Еще о «переломе». Могло ли не произойти его в сознании человека, который всегда так пристально вглядывался в смерть. «На солнце и на смерть нельзя смотреть в упор», – говорит Ларошфуко. Он не предвидел Толстого. Мысль о смерти преследовала Толстого постоянно и неотступно. Какой смысл жить, если есть смерть? – всегда недоумевал он. И даже в старости Толстой утверждал «смерти нет! смерти нет!» (как недавно рассказывал Бунин) – это не было спокойным утверждением, это было скорее заклятием какой-то силы, в победе над которой уверенности еще не чувствовалось. «Смерти нет!», — но Иван Ильич, или маленькая княгиня из «Войны и мира», или даже бык на бойне («Первая ступень») умирают так, что Толстой содрогается от ужаса. И содрогается читатель. Ни у кого в мировой литературе не было такого чувства смерти, как у Толстого, и никто, конечно, не нашел для нее таких слов, как он. Чуть только повеет смертью, Толстой сразу же вырастает.

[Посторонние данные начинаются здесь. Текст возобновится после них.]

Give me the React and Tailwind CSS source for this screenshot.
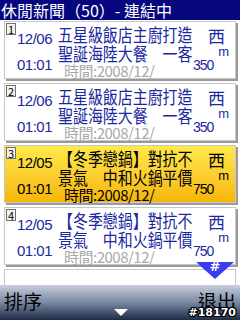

Мне недавно попались на глаза воспоминания одного французского писателя о войне. Он рассказывает о первом сражении в августе 1914 года. Вечером после боя в полуразрушенном крестьянском доме сошлось несколько усталых и потрясенных всем виденным солдат. Они оказались «интеллигентами» и разговорились. Единственное, что вспомнилось им в этот вечер — это князь Андрей, лежащий на Аустерлицком поле. Автор воспоминаний добавляет, что только этот образ показался тогда как бы «завещанным им всей прошлой культурой».
Это хорошее мерило.
В противоположность чувству смерти, у Толстого не было никакого чувства истории. Его нередко в этом упрекали, доходя даже до обвинения в нигилизме. Толстой, не задумываясь, ставил Платона Каратаева выше Наполеона; Петр был для него только спившимся чудовищем; древние греки – «ничтожным, варварским народцем». Толстой нисколько не интересовался всемирными или национальными процессами, судьбами народов и цивилизаций – ничем подобным. Все это было для него суетой сует. «Единое на потребу» этого не касалось.